**Brief**
Write out the full listing exactly as given, minus the images.

**Source material**
===
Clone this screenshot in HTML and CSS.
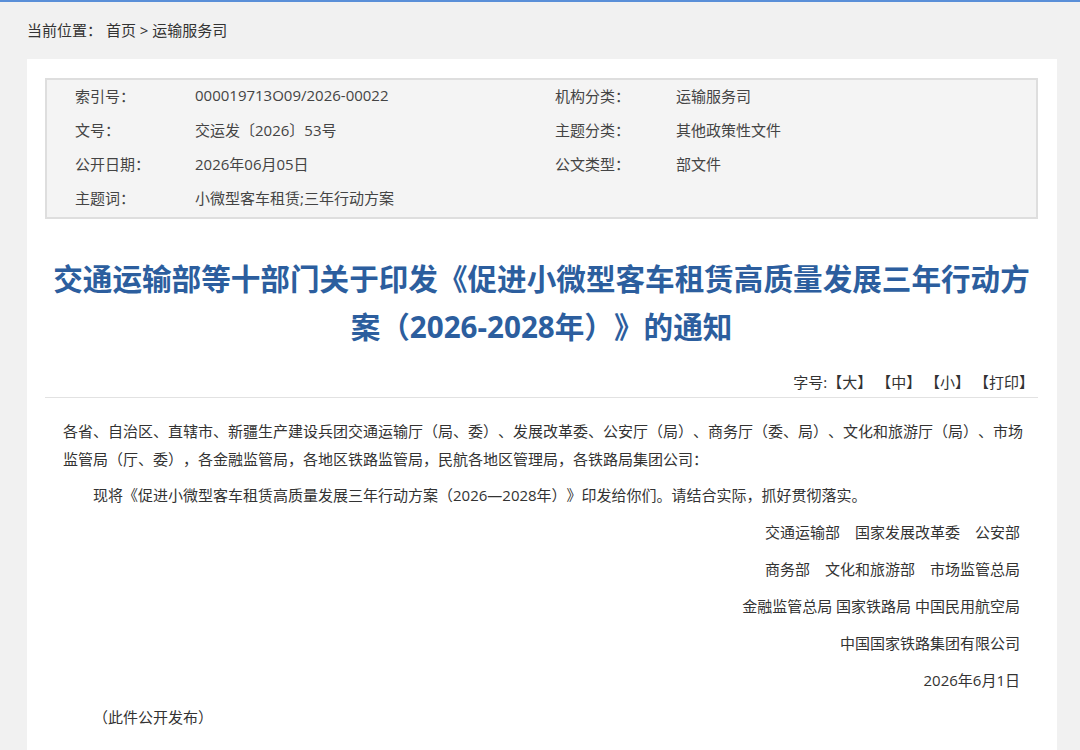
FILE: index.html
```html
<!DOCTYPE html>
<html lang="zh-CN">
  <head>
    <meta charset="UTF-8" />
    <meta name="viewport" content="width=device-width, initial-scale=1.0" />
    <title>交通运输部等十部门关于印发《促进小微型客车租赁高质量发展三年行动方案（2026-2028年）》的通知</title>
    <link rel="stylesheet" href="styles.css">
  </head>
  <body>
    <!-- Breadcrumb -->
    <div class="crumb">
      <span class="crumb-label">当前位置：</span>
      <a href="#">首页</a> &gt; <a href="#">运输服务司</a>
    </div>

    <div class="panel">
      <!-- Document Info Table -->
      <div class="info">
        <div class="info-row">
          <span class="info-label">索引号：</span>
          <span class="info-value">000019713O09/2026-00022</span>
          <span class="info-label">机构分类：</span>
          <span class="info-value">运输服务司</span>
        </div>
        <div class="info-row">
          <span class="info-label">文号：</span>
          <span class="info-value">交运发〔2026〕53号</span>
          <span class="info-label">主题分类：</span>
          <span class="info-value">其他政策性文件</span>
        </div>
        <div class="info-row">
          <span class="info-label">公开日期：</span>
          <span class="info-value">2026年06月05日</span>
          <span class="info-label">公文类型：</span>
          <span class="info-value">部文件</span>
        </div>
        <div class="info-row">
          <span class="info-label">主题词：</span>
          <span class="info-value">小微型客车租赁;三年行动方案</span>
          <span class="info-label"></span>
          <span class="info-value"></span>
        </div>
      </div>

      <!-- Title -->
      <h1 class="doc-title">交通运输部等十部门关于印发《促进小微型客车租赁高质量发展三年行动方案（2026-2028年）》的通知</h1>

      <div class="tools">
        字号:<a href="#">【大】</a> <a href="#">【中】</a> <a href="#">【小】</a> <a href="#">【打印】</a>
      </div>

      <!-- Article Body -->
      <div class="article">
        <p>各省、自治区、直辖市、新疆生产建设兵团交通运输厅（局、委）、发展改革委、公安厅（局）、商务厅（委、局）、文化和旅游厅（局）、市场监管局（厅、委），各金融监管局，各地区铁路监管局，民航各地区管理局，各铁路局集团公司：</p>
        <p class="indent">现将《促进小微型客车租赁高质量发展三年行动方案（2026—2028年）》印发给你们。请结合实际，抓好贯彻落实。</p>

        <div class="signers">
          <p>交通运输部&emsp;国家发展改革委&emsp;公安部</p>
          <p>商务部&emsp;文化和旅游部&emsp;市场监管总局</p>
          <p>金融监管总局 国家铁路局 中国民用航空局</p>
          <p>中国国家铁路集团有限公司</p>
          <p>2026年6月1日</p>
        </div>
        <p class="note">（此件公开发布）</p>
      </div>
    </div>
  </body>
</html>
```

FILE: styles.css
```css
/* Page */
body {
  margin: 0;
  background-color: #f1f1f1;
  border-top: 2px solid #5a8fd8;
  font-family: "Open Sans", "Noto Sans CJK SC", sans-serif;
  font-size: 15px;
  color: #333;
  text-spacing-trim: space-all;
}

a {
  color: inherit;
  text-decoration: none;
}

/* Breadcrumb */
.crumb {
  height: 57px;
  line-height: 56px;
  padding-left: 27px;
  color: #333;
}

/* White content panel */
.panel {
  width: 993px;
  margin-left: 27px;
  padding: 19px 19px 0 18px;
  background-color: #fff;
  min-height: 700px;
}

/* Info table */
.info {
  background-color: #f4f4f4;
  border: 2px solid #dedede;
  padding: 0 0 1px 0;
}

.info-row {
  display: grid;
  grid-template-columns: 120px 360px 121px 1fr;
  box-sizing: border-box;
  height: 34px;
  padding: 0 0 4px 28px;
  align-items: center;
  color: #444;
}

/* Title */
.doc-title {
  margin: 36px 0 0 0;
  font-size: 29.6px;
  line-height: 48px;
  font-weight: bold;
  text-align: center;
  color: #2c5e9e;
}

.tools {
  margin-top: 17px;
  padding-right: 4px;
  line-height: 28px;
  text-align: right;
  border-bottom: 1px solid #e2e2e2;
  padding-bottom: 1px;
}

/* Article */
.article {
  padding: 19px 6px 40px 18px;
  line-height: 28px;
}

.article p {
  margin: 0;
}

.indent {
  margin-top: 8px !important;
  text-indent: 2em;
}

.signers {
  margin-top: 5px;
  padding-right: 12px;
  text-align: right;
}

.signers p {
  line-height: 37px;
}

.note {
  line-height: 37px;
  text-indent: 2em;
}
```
===
**Complete response**
Clone this screenshot in HTML and CSS.
FILE: index.html
```html
<!DOCTYPE html>
<html lang="zh-CN">
  <head>
    <meta charset="UTF-8" />
    <meta name="viewport" content="width=device-width, initial-scale=1.0" />
    <title>交通运输部等十部门关于印发《促进小微型客车租赁高质量发展三年行动方案（2026-2028年）》的通知</title>
    <link rel="stylesheet" href="styles.css">
  </head>
  <body>
    <!-- Breadcrumb -->
    <div class="crumb">
      <span class="crumb-label">当前位置：</span>
      <a href="#">首页</a> &gt; <a href="#">运输服务司</a>
    </div>

    <div class="panel">
      <!-- Document Info Table -->
      <div class="info">
        <div class="info-row">
          <span class="info-label">索引号：</span>
          <span class="info-value">000019713O09/2026-00022</span>
          <span class="info-label">机构分类：</span>
          <span class="info-value">运输服务司</span>
        </div>
        <div class="info-row">
          <span class="info-label">文号：</span>
          <span class="info-value">交运发〔2026〕53号</span>
          <span class="info-label">主题分类：</span>
          <span class="info-value">其他政策性文件</span>
        </div>
        <div class="info-row">
          <span class="info-label">公开日期：</span>
          <span class="info-value">2026年06月05日</span>
          <span class="info-label">公文类型：</span>
          <span class="info-value">部文件</span>
        </div>
        <div class="info-row">
          <span class="info-label">主题词：</span>
          <span class="info-value">小微型客车租赁;三年行动方案</span>
          <span class="info-label"></span>
          <span class="info-value"></span>
        </div>
      </div>

      <!-- Title -->
      <h1 class="doc-title">交通运输部等十部门关于印发《促进小微型客车租赁高质量发展三年行动方案（2026-2028年）》的通知</h1>

      <div class="tools">
        字号:<a href="#">【大】</a> <a href="#">【中】</a> <a href="#">【小】</a> <a href="#">【打印】</a>
      </div>

      <!-- Article Body -->
      <div class="article">
        <p>各省、自治区、直辖市、新疆生产建设兵团交通运输厅（局、委）、发展改革委、公安厅（局）、商务厅（委、局）、文化和旅游厅（局）、市场监管局（厅、委），各金融监管局，各地区铁路监管局，民航各地区管理局，各铁路局集团公司：</p>
        <p class="indent">现将《促进小微型客车租赁高质量发展三年行动方案（2026—2028年）》印发给你们。请结合实际，抓好贯彻落实。</p>

        <div class="signers">
          <p>交通运输部&emsp;国家发展改革委&emsp;公安部</p>
          <p>商务部&emsp;文化和旅游部&emsp;市场监管总局</p>
          <p>金融监管总局 国家铁路局 中国民用航空局</p>
          <p>中国国家铁路集团有限公司</p>
          <p>2026年6月1日</p>
        </div>
        <p class="note">（此件公开发布）</p>
      </div>
    </div>
  </body>
</html>
```

FILE: styles.css
```css
/* Page */
body {
  margin: 0;
  background-color: #f1f1f1;
  border-top: 2px solid #5a8fd8;
  font-family: "Open Sans", "Noto Sans CJK SC", sans-serif;
  font-size: 15px;
  color: #333;
  text-spacing-trim: space-all;
}

a {
  color: inherit;
  text-decoration: none;
}

/* Breadcrumb */
.crumb {
  height: 57px;
  line-height: 56px;
  padding-left: 27px;
  color: #333;
}

/* White content panel */
.panel {
  width: 993px;
  margin-left: 27px;
  padding: 19px 19px 0 18px;
  background-color: #fff;
  min-height: 700px;
}

/* Info table */
.info {
  background-color: #f4f4f4;
  border: 2px solid #dedede;
  padding: 0 0 1px 0;
}

.info-row {
  display: grid;
  grid-template-columns: 120px 360px 121px 1fr;
  box-sizing: border-box;
  height: 34px;
  padding: 0 0 4px 28px;
  align-items: center;
  color: #444;
}

/* Title */
.doc-title {
  margin: 36px 0 0 0;
  font-size: 29.6px;
  line-height: 48px;
  font-weight: bold;
  text-align: center;
  color: #2c5e9e;
}

.tools {
  margin-top: 17px;
  padding-right: 4px;
  line-height: 28px;
  text-align: right;
  border-bottom: 1px solid #e2e2e2;
  padding-bottom: 1px;
}

/* Article */
.article {
  padding: 19px 6px 40px 18px;
  line-height: 28px;
}

.article p {
  margin: 0;
}

.indent {
  margin-top: 8px !important;
  text-indent: 2em;
}

.signers {
  margin-top: 5px;
  padding-right: 12px;
  text-align: right;
}

.signers p {
  line-height: 37px;
}

.note {
  line-height: 37px;
  text-indent: 2em;
}
```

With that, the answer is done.